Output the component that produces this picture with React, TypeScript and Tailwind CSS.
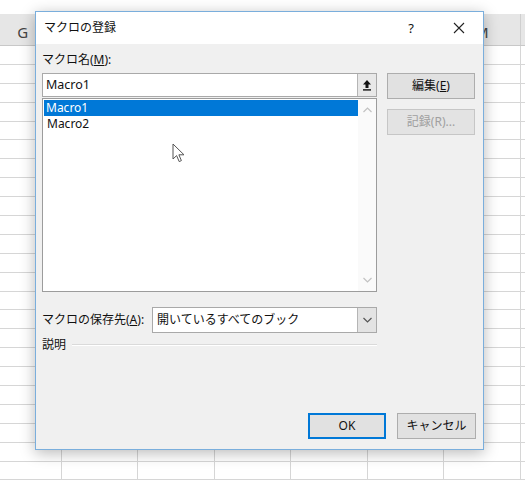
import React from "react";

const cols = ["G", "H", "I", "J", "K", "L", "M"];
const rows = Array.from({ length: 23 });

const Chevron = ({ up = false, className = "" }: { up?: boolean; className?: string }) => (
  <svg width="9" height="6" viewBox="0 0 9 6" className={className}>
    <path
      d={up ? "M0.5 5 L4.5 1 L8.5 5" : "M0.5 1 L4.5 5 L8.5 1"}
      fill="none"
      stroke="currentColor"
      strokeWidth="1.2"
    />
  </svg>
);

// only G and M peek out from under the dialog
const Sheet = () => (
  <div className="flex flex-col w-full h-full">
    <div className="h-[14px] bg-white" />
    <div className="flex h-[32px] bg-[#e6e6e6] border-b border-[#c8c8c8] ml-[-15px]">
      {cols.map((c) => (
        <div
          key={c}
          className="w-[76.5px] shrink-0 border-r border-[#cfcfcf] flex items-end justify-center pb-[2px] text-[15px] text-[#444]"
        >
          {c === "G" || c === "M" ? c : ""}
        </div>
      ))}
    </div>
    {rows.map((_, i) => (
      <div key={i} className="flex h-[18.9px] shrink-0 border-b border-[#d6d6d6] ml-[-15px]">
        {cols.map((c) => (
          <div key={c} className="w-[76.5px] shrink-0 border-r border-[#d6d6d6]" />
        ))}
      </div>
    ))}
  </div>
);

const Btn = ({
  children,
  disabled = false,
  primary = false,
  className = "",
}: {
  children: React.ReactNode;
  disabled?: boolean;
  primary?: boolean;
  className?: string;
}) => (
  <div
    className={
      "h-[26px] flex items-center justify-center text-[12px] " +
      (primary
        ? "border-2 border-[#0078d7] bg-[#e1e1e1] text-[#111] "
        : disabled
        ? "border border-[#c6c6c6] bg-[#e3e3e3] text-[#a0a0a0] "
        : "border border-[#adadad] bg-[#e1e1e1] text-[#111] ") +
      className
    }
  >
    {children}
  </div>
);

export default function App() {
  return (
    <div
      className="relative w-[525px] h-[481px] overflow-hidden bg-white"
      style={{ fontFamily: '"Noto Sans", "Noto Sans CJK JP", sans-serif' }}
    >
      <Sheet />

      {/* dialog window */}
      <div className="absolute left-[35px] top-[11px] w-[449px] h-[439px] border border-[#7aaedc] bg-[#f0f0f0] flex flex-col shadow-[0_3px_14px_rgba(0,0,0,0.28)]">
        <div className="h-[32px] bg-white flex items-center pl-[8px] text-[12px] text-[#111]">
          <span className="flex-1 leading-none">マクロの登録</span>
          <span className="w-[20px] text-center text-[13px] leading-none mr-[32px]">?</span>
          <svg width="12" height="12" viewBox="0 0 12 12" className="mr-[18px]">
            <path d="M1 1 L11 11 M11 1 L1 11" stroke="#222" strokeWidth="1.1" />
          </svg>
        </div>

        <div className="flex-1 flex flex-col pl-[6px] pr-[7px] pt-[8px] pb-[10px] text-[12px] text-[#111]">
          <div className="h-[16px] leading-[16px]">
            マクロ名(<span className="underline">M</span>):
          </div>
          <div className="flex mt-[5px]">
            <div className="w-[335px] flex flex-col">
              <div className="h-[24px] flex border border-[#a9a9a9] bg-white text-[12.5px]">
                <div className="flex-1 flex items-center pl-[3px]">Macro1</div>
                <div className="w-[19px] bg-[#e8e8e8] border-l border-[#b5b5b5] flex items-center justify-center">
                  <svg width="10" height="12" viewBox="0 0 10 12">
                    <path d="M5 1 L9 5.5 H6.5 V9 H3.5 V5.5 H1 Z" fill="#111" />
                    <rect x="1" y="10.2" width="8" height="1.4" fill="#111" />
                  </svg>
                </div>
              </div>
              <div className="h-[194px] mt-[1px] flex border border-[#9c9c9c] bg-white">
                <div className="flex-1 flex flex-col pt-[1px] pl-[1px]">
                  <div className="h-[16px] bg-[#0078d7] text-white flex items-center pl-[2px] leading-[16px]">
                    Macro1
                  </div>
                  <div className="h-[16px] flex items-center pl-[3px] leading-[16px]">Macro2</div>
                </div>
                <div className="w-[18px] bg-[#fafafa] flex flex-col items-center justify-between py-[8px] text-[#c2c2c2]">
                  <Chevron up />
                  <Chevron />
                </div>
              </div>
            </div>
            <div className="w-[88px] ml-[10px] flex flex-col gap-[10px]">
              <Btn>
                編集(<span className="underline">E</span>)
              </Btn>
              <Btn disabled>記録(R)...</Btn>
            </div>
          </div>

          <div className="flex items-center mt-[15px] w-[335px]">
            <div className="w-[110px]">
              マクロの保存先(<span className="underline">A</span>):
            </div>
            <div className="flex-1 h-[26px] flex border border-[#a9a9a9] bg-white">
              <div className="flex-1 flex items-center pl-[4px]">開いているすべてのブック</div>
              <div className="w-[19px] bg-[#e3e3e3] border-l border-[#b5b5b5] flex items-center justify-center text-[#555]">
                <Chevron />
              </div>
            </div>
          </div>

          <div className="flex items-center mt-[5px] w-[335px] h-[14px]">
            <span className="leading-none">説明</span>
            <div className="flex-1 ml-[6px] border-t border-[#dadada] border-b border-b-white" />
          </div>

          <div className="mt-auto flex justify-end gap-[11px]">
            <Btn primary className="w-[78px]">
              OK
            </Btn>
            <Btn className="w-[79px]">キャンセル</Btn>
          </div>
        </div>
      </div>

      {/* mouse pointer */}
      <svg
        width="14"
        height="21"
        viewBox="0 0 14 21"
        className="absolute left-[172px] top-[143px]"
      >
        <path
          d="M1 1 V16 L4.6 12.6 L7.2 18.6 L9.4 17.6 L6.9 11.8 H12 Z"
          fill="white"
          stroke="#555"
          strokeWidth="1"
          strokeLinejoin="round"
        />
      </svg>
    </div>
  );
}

• • • • •

[Aim of the exercise]
Pictures are excluded; output everything else in the data verbatim.

[Response to the task]
Output the component that produces this picture with React, TypeScript and Tailwind CSS.
import React from "react";

const cols = ["G", "H", "I", "J", "K", "L", "M"];
const rows = Array.from({ length: 23 });

const Chevron = ({ up = false, className = "" }: { up?: boolean; className?: string }) => (
  <svg width="9" height="6" viewBox="0 0 9 6" className={className}>
    <path
      d={up ? "M0.5 5 L4.5 1 L8.5 5" : "M0.5 1 L4.5 5 L8.5 1"}
      fill="none"
      stroke="currentColor"
      strokeWidth="1.2"
    />
  </svg>
);

// only G and M peek out from under the dialog
const Sheet = () => (
  <div className="flex flex-col w-full h-full">
    <div className="h-[14px] bg-white" />
    <div className="flex h-[32px] bg-[#e6e6e6] border-b border-[#c8c8c8] ml-[-15px]">
      {cols.map((c) => (
        <div
          key={c}
          className="w-[76.5px] shrink-0 border-r border-[#cfcfcf] flex items-end justify-center pb-[2px] text-[15px] text-[#444]"
        >
          {c === "G" || c === "M" ? c : ""}
        </div>
      ))}
    </div>
    {rows.map((_, i) => (
      <div key={i} className="flex h-[18.9px] shrink-0 border-b border-[#d6d6d6] ml-[-15px]">
        {cols.map((c) => (
          <div key={c} className="w-[76.5px] shrink-0 border-r border-[#d6d6d6]" />
        ))}
      </div>
    ))}
  </div>
);

const Btn = ({
  children,
  disabled = false,
  primary = false,
  className = "",
}: {
  children: React.ReactNode;
  disabled?: boolean;
  primary?: boolean;
  className?: string;
}) => (
  <div
    className={
      "h-[26px] flex items-center justify-center text-[12px] " +
      (primary
        ? "border-2 border-[#0078d7] bg-[#e1e1e1] text-[#111] "
        : disabled
        ? "border border-[#c6c6c6] bg-[#e3e3e3] text-[#a0a0a0] "
        : "border border-[#adadad] bg-[#e1e1e1] text-[#111] ") +
      className
    }
  >
    {children}
  </div>
);

export default function App() {
  return (
    <div
      className="relative w-[525px] h-[481px] overflow-hidden bg-white"
      style={{ fontFamily: '"Noto Sans", "Noto Sans CJK JP", sans-serif' }}
    >
      <Sheet />

      {/* dialog window */}
      <div className="absolute left-[35px] top-[11px] w-[449px] h-[439px] border border-[#7aaedc] bg-[#f0f0f0] flex flex-col shadow-[0_3px_14px_rgba(0,0,0,0.28)]">
        <div className="h-[32px] bg-white flex items-center pl-[8px] text-[12px] text-[#111]">
          <span className="flex-1 leading-none">マクロの登録</span>
          <span className="w-[20px] text-center text-[13px] leading-none mr-[32px]">?</span>
          <svg width="12" height="12" viewBox="0 0 12 12" className="mr-[18px]">
            <path d="M1 1 L11 11 M11 1 L1 11" stroke="#222" strokeWidth="1.1" />
          </svg>
        </div>

        <div className="flex-1 flex flex-col pl-[6px] pr-[7px] pt-[8px] pb-[10px] text-[12px] text-[#111]">
          <div className="h-[16px] leading-[16px]">
            マクロ名(<span className="underline">M</span>):
          </div>
          <div className="flex mt-[5px]">
            <div className="w-[335px] flex flex-col">
              <div className="h-[24px] flex border border-[#a9a9a9] bg-white text-[12.5px]">
                <div className="flex-1 flex items-center pl-[3px]">Macro1</div>
                <div className="w-[19px] bg-[#e8e8e8] border-l border-[#b5b5b5] flex items-center justify-center">
                  <svg width="10" height="12" viewBox="0 0 10 12">
                    <path d="M5 1 L9 5.5 H6.5 V9 H3.5 V5.5 H1 Z" fill="#111" />
                    <rect x="1" y="10.2" width="8" height="1.4" fill="#111" />
                  </svg>
                </div>
              </div>
              <div className="h-[194px] mt-[1px] flex border border-[#9c9c9c] bg-white">
                <div className="flex-1 flex flex-col pt-[1px] pl-[1px]">
                  <div className="h-[16px] bg-[#0078d7] text-white flex items-center pl-[2px] leading-[16px]">
                    Macro1
                  </div>
                  <div className="h-[16px] flex items-center pl-[3px] leading-[16px]">Macro2</div>
                </div>
                <div className="w-[18px] bg-[#fafafa] flex flex-col items-center justify-between py-[8px] text-[#c2c2c2]">
                  <Chevron up />
                  <Chevron />
                </div>
              </div>
            </div>
            <div className="w-[88px] ml-[10px] flex flex-col gap-[10px]">
              <Btn>
                編集(<span className="underline">E</span>)
              </Btn>
              <Btn disabled>記録(R)...</Btn>
            </div>
          </div>

          <div className="flex items-center mt-[15px] w-[335px]">
            <div className="w-[110px]">
              マクロの保存先(<span className="underline">A</span>):
            </div>
            <div className="flex-1 h-[26px] flex border border-[#a9a9a9] bg-white">
              <div className="flex-1 flex items-center pl-[4px]">開いているすべてのブック</div>
              <div className="w-[19px] bg-[#e3e3e3] border-l border-[#b5b5b5] flex items-center justify-center text-[#555]">
                <Chevron />
              </div>
            </div>
          </div>

          <div className="flex items-center mt-[5px] w-[335px] h-[14px]">
            <span className="leading-none">説明</span>
            <div className="flex-1 ml-[6px] border-t border-[#dadada] border-b border-b-white" />
          </div>

          <div className="mt-auto flex justify-end gap-[11px]">
            <Btn primary className="w-[78px]">
              OK
            </Btn>
            <Btn className="w-[79px]">キャンセル</Btn>
          </div>
        </div>
      </div>

      {/* mouse pointer */}
      <svg
        width="14"
        height="21"
        viewBox="0 0 14 21"
        className="absolute left-[172px] top-[143px]"
      >
        <path
          d="M1 1 V16 L4.6 12.6 L7.2 18.6 L9.4 17.6 L6.9 11.8 H12 Z"
          fill="white"
          stroke="#555"
          strokeWidth="1"
          strokeLinejoin="round"
        />
      </svg>
    </div>
  );
}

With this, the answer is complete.